Thoughtful financial planning is equally important. Donors should assess the impact of Donations Tax within their overall financial goals. Proper structuring, especially when dealing with recurring or high-value gifts can help optimise tax efficiency while ensuring full compliance with the law.
What Is the Impact on Recipients?
While the donor pays the tax, recipients should still be aware of certain financial implications.
For instance, if you receive a rental property as a gift, any income earned from that property will be taxable in your hands from the date of transfer.
In addition, if the donor fails to pay Donations Tax, SARS under section 59 of the Act can recover the unpaid amount from the recipient, but only if the recipient still has the donated asset or its value.
Awareness of these potential implications helps recipients plan ahead and avoid unexpected liabilities.
Practical Guidance for Thoughtful Giving
Donations Tax is an essential part of South Africa’s taxation framework, reinforcing principles of fairness, accountability, and transparency in the transfer of wealth.
An understanding of how this tax operates empowers both donors and recipients to act confidently and responsibly when engaging in acts of generosity.
Strategic tips for donors
- Spread large gifts over multiple tax years to take full advantage of the annual exclusion.
- Support registered Public Benefit Organisations (PBOs) to enjoy tax-free giving while making a meaningful social impact.
- Maintain accurate and complete records, especially when claiming exemptions, to ensure full compliance and avoid complications.
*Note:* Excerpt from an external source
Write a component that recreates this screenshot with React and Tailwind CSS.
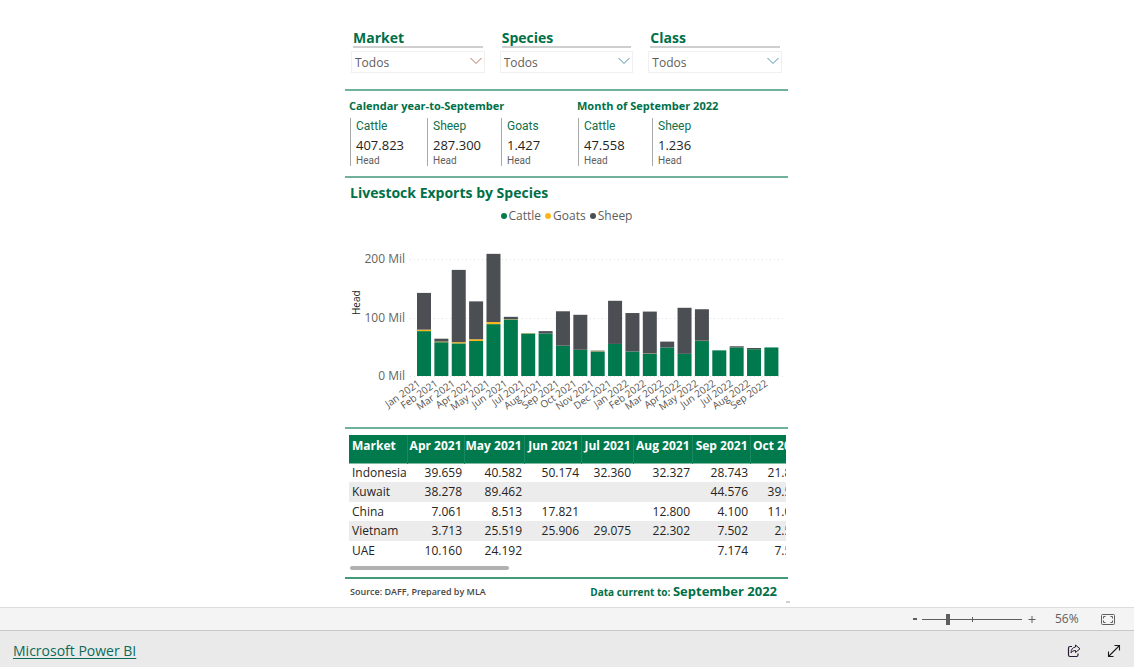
import React, { useState } from 'react';

const SLICERS = ['Market', 'Species', 'Class'];

const KPI_GROUPS = [
  {
    title: 'Calendar year-to-September',
    items: [
      { label: 'Cattle', value: '407.823', width: 'w-[77px]' },
      { label: 'Sheep', value: '287.300', width: 'w-[74px]' },
      { label: 'Goats', value: '1.427', width: 'w-[76px]' },
    ],
  },
  {
    title: 'Month of September 2022',
    items: [
      { label: 'Cattle', value: '47.558', width: 'w-[74px]' },
      { label: 'Sheep', value: '1.236', width: 'w-[74px]' },
    ],
  },
];

const LEGEND = [
  { label: 'Cattle', color: 'bg-[#007a4c]' },
  { label: 'Goats', color: 'bg-[#fdb71a]' },
  { label: 'Sheep', color: 'bg-[#4b4e53]' },
];

// values in millions: cattle, goats, sheep
const EXPORTS = [
  { month: 'Jan 2021', values: [77, 2.5, 63] },
  { month: 'Feb 2021', values: [58, 1, 5] },
  { month: 'Mar 2021', values: [56, 2, 124] },
  { month: 'Apr 2021', values: [60, 3, 65] },
  { month: 'May 2021', values: [89, 3.5, 117] },
  { month: 'Jun 2021', values: [97, 0.5, 4] },
  { month: 'Jul 2021', values: [73, 0.5, 0] },
  { month: 'Aug 2021', values: [73, 0, 4] },
  { month: 'Sep 2021', values: [52, 0, 59] },
  { month: 'Oct 2021', values: [45, 0, 60] },
  { month: 'Nov 2021', values: [42, 0.5, 1] },
  { month: 'Dec 2021', values: [55, 0, 74] },
  { month: 'Jan 2022', values: [42, 0, 66] },
  { month: 'Feb 2022', values: [38, 0.5, 72] },
  { month: 'Mar 2022', values: [49, 0, 10] },
  { month: 'Apr 2022', values: [38, 0, 79] },
  { month: 'May 2022', values: [60, 0.5, 54] },
  { month: 'Jun 2022', values: [44, 0, 0] },
  { month: 'Jul 2022', values: [49, 0, 2] },
  { month: 'Aug 2022', values: [46, 0, 2] },
  { month: 'Sep 2022', values: [49, 0, 0] },
];

const SERIES_FILL = ['fill-[#007a4c]', 'fill-[#fdb71a]', 'fill-[#4b4e53]'];

const COLUMNS = [
  { label: 'Market', width: 'w-[58px]' },
  { label: 'Apr 2021', width: 'w-[57px]' },
  { label: 'May 2021', width: 'w-[60px]' },
  { label: 'Jun 2021', width: 'w-[57px]' },
  { label: 'Jul 2021', width: 'w-[52px]' },
  { label: 'Aug 2021', width: 'w-[59px]' },
  { label: 'Sep 2021', width: 'w-[58px]' },
  { label: 'Oct 2021', width: 'w-[57px]' },
];

const ROWS = [
  ['Indonesia', '39.659', '40.582', '50.174', '32.360', '32.327', '28.743', '21.864'],
  ['Kuwait', '38.278', '89.462', '', '', '', '44.576', '39.520'],
  ['China', '7.061', '8.513', '17.821', '', '12.800', '4.100', '11.060'],
  ['Vietnam', '3.713', '25.519', '25.906', '29.075', '22.302', '7.502', '2.520'],
  ['UAE', '10.160', '24.192', '', '', '', '7.174', '7.520'],
];

const Slicer = ({ name, warm }) => {
  const id = `slicer-${name.toLowerCase()}`;
  return (
    <div className="flex-1">
      <label
        htmlFor={id}
        className="mx-0.5 block h-[19px] border-b-2 border-[#cfcfcf] text-sm leading-[18px] font-bold text-[#007048]"
      >
        {name}
      </label>
      <div className="relative mt-[3px]">
        <select
          id={id}
          className="block h-[22px] w-full appearance-none border border-[#f0f0f0] bg-white px-[3px] pt-0.5 text-xs text-[#5f5d5b]"
        >
          <option>Todos</option>
        </select>
        <svg
          viewBox="0 0 12 8"
          className={`pointer-events-none absolute top-[6px] right-[3px] h-2 w-3 fill-none ${warm ? 'stroke-[#b5735a]' : 'stroke-[#4a94ad]'}`}
        >
          <path d="M0.5 1 L6 6.5 L11.5 1" />
        </svg>
      </div>
    </div>
  );
};

const ExportsChart = () => {
  const base = 146;
  const scale = 0.583;
  return (
    <svg viewBox="0 0 438 197" className="block w-full" role="img" aria-label="Livestock Exports by Species">
      {[0, 100, 200].map((tick) => {
        const y = Math.round(base - tick * scale) + 0.5;
        return (
          <g key={tick}>
            <line x1="61" x2="436" y1={y} y2={y} strokeDasharray="1 3" className="stroke-[#e0e0e0]" />
            <text x="56" y={y + 3} textAnchor="end" className="fill-[#666462] text-xs">
              {tick} Mil
            </text>
          </g>
        );
      })}
      <text transform="translate(11 85) rotate(-90)" className="fill-[#252423] text-[10px] font-medium">
        Head
      </text>
      {EXPORTS.map(({ month, values }, i) => {
        const x = 68 + i * 17.37;
        let top = base;
        return (
          <g key={month}>
            {values.map((value, s) => {
              const height = value * scale;
              top -= height;
              return <rect key={s} x={x} y={top} width="14" height={height} className={SERIES_FILL[s]} />;
            })}
            <text
              transform={`translate(${x + 4} 155) rotate(-35)`}
              textAnchor="end"
              className="fill-[#55524f] text-[10px]"
            >
              {month}
            </text>
          </g>
        );
      })}
    </svg>
  );
};

const MarketTable = () => (
  <div className="ml-1 mr-0.5 overflow-hidden">
    <table className="w-[458px] table-fixed border-collapse text-xs text-[#252423]">
      <thead>
        <tr className="h-7 border-b border-[#80bca5] bg-[#007a4c] text-white">
          {COLUMNS.map(({ label, width }, i) => (
            <th
              key={label}
              className={`${width} border-r border-[#1a8760] pt-[3px] align-top leading-4 font-bold whitespace-nowrap ${i === 0 ? 'pl-[3px] text-left' : 'pr-0.5 text-right'}`}
            >
              {label}
            </th>
          ))}
        </tr>
      </thead>
      <tbody>
        {ROWS.map((row) => (
          <tr key={row[0]} className="odd:h-[19px] even:h-5 even:bg-[#ececec]">
            {row.map((cell, i) => (
              <td
                key={i}
                className={`p-0 leading-4 whitespace-nowrap ${i === 0 ? 'pl-[3px]' : 'pr-0.5 text-right'}`}
              >
                {cell}
              </td>
            ))}
          </tr>
        ))}
      </tbody>
    </table>
    <div className="mt-1.5 ml-px h-1 w-[159px] rounded-full bg-[#b1b1b1]" />
  </div>
);

const Report = () => (
  <main className="mx-auto w-full max-w-[444px] pt-[29px] pr-px">
    <div className="flex gap-[15px] px-1.5">
      {SLICERS.map((name, i) => (
        <Slicer key={name} name={name} warm={i === 0} />
      ))}
    </div>

    <section className="mt-4 flex h-[89px] border-y-2 border-[#6fb19b] pt-[7px] pl-1">
      {KPI_GROUPS.map((group) => (
        <div key={group.title}>
          <h2 className="text-[11px] leading-4 font-bold text-[#007048]">{group.title}</h2>
          <div className="mt-1 flex pl-px">
            {group.items.map(({ label, value, width }) => (
              <div key={label} className={`${width} h-12 border-l border-[#a8a8a8] pl-[5px]`}>
                <p className="font-[Roboto,sans-serif] text-xs leading-4 text-[#10704c]">{label}</p>
                <p className="mt-[3px] text-[13px] leading-4 text-[#252423]">{value}</p>
                <p className="mt-0.5 font-[Roboto,sans-serif] text-[10px] leading-3 text-[#605e5c]">Head</p>
              </div>
            ))}
          </div>
        </div>
      ))}
    </section>

    <section className="border-b-2 border-[#6fb19b]">
      <h2 className="pt-[3px] pl-[5px] text-sm leading-6 font-bold text-[#007048]">Livestock Exports by Species</h2>
      <ul className="mt-[3px] flex h-4 justify-center gap-1 text-xs leading-4 text-[#605e5c]">
        {LEGEND.map(({ label, color }) => (
          <li key={label} className="flex items-center gap-0.5">
            <span className={`size-1.5 rounded-full ${color}`} />
            {label}
          </li>
        ))}
      </ul>
      <div className="mt-1.5 ml-1 mr-px">
        <ExportsChart />
      </div>
    </section>

    <section className="border-b-2 border-[#3f9b78] pt-1.5 pb-[7px]">
      <MarketTable />
    </section>

    <footer className="h-[26px]">
      <div className="flex h-[22px] items-start justify-between pt-1 pr-[11px] pl-[5px]">
        <p className="text-[9px] leading-[18px] font-semibold text-[#484644]">Source: DAFF, Prepared by MLA</p>
        <p className="text-[10px] leading-4 font-bold text-[#007048]">
          Data current to: <span className="text-[13px]">September 2022</span>
        </p>
      </div>
      <div className="-mr-0.5 ml-auto h-0.5 w-1 bg-[#d0d0d0]" />
    </footer>
  </main>
);

const ZoomBar = () => {
  const [zoom, setZoom] = useState(25);
  return (
    <div className="flex h-[23px] items-center justify-end border-t border-[#dcdcdc] bg-[#f4f4f4] pr-[19px] text-[#605e5c]">
      <button aria-label="Zoom out" onClick={() => setZoom(Math.max(0, zoom - 5))} className="flex size-3 items-center justify-center">
        <span className="h-0.5 w-1 bg-[#605e5c]" />
      </button>
      <div className="relative mx-px flex h-3 items-center">
        <input
          type="range"
          aria-label="Zoom"
          value={zoom}
          onChange={(e) => setZoom(Number(e.target.value))}
          className="h-3 w-[100px] appearance-none bg-transparent [&::-webkit-slider-runnable-track]:h-px [&::-webkit-slider-runnable-track]:bg-[#605e5c] [&::-webkit-slider-thumb]:-mt-[5px] [&::-webkit-slider-thumb]:h-[11px] [&::-webkit-slider-thumb]:w-1 [&::-webkit-slider-thumb]:appearance-none [&::-webkit-slider-thumb]:bg-[#605e5c]"
        />
        <span className="pointer-events-none absolute top-1 left-1/2 h-[5px] w-px bg-[#605e5c]" />
      </div>
      <button aria-label="Zoom in" onClick={() => setZoom(Math.min(100, zoom + 5))} className="ml-[3px] flex size-3 items-center justify-center">
        <svg viewBox="0 0 8 8" className="size-2 stroke-[#605e5c]">
          <path d="M0.5 4.5 H7.5 M4 1 V8" />
        </svg>
      </button>
      <span className="ml-[17px] w-[46px] text-xs">56%</span>
      <button aria-label="Fit to page">
        <svg viewBox="0 0 14 11" className="h-[11px] w-3.5 fill-none stroke-[#605e5c]">
          <rect x="0.5" y="0.5" width="13" height="10" rx="1" />
          <path d="M4.5 2.5 H2.5 V4.5 M9.5 2.5 H11.5 V4.5 M4.5 8.5 H2.5 V6.5 M9.5 8.5 H11.5 V6.5" />
        </svg>
      </button>
    </div>
  );
};

const BottomBar = () => (
  <div className="flex h-[37px] items-center justify-between border-t border-[#c8c8c8] bg-[#eaeaea] px-[13px] pt-1">
    <a href="#" className="text-sm leading-5 text-[#0b6a5a] underline underline-offset-2">
      Microsoft Power BI
    </a>
    <div className="flex items-center gap-[26px]">
      <button aria-label="Share">
        <svg viewBox="0 0 14 14" className="size-3.5 fill-none stroke-[#2b1a33]">
          <path d="M5 2.5 H3 Q1.5 2.5 1.5 4 V11 Q1.5 12.5 3 12.5 H9.5 Q11 12.5 11 11 V9.5" strokeWidth="1.2" />
          <path d="M8.5 1 L13 4.8 L8.5 8.5 V6.5 Q5.5 6.3 4 8.8 Q4.2 3.6 8.5 3 Z" strokeLinejoin="round" />
        </svg>
      </button>
      <button aria-label="Full screen">
        <svg viewBox="0 0 14 14" className="size-3.5 fill-none stroke-[#1b1b1b]">
          <path d="M1.5 12.5 L12.5 1.5 M7.5 1.5 H12.5 V6.5 M1.5 7.5 V12.5 H6.5" strokeWidth="1.1" />
        </svg>
      </button>
    </div>
  </div>
);

const App = () => (
  <div className="flex min-h-screen flex-col bg-white font-['Open_Sans','Noto_Sans',sans-serif]">
    <div className="flex-1">
      <Report />
    </div>
    <ZoomBar />
    <BottomBar />
  </div>
);

export default App;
Give Wisely, Plan Confidently
If you are planning to make a significant gift, manage your estate, or undertake a complex financial transaction, it is highly advisable to consult a qualified legal or tax professional. Expert guidance not only ensures that your generosity aligns with legal and regulatory requirements but also helps you structure your affairs to maximise available tax efficiencies and long-term benefits.
Ultimately, giving should always feel rewarding, not burdensome. With thoughtful planning and the right professional support, you can share your wealth in a way that reflects your intentions, protects your interests, and provides lasting peace of mind for both you and your loved ones.